After picking up the package, Legerme eventually brought it to work by slipping it into his crotch under his gym tights, covering up with a loose-fitting Correction Officer uniform and walking through the metal detectors at Rikers, he testified.

“If there’s no metal on you, it wouldn’t ring and you would walk right through. If it did ring, they would pat you down,” Legerme said.

The device didn’t ring.

The guard walked into the staff locker room, grabbed a brown paper bag — the kind typically used for guards to give prisoners their commissary items — and headed for the bathroom of the staff cafeteria, where he dropped the pot into the bag, he said.

He also put in two apples and found Albert standing by his jail cell, he said.

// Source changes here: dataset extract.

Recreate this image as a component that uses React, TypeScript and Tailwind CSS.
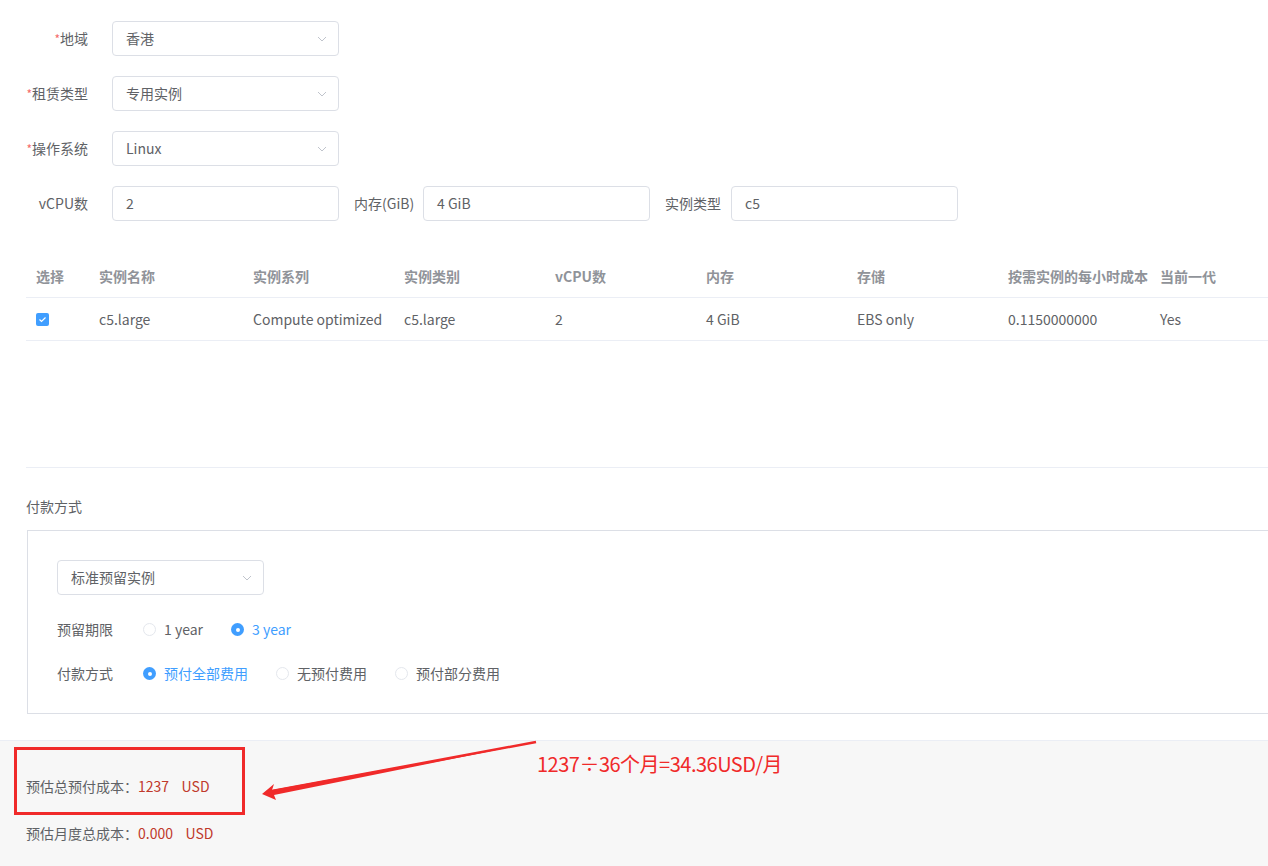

“I remember him taking an apple out of the bag, and I remember him saying, ‘Thank you,'” Legerne testified.

Legerne said he didn’t deliver any more packages to Albert since he didn’t want the scrutiny that came from Albert selling the drugs — but he provided the same illegal service to other prisoners, making nearly $12,000 in all.

He was caught in October 2019 when Department of Investigation officials brought a drug-sniffing dog into the complex, he said. The canine smelled something on Legerne, and though he wasn’t carrying any drugs, he was found to have a package of K2 in his car, he said.

At the Council hearing last month, Correction Commissioner Louis Molina acknowledged that while visitors go through body scanning devices, which check for hidden items carried inside clothing, civilian and uniformed staff don’t get body-scanned because of the “antiquated” layout of the areas where staff enter the jails, and the cost.

Albert’s lawyer, Anthony Cecutti, tried to chip away at Legerme’s credibility during his cross-examination, getting the former guard — who now works as a truck driver — to say that he didn’t consider omitting the truth to be the same as lying.

James Albert
James Albert

He suggested that Legerme took packages into Rikers for other prisoners before Albert asked, and brought up an earlier statement to authorities that the bundle he got at the Burger King didn’t smell of pot. Legerme said he didn’t remember that statement.

Albert is serving a 23-year state prison sentence for a 2019 robbery conviction, according to court records. He was arrested in a 2020 sweep that netted 21 suspects, including six correction officers. He could face a combined 15 years if convicted of the two federal charges he now faces.

His trial is slated to continue through the week.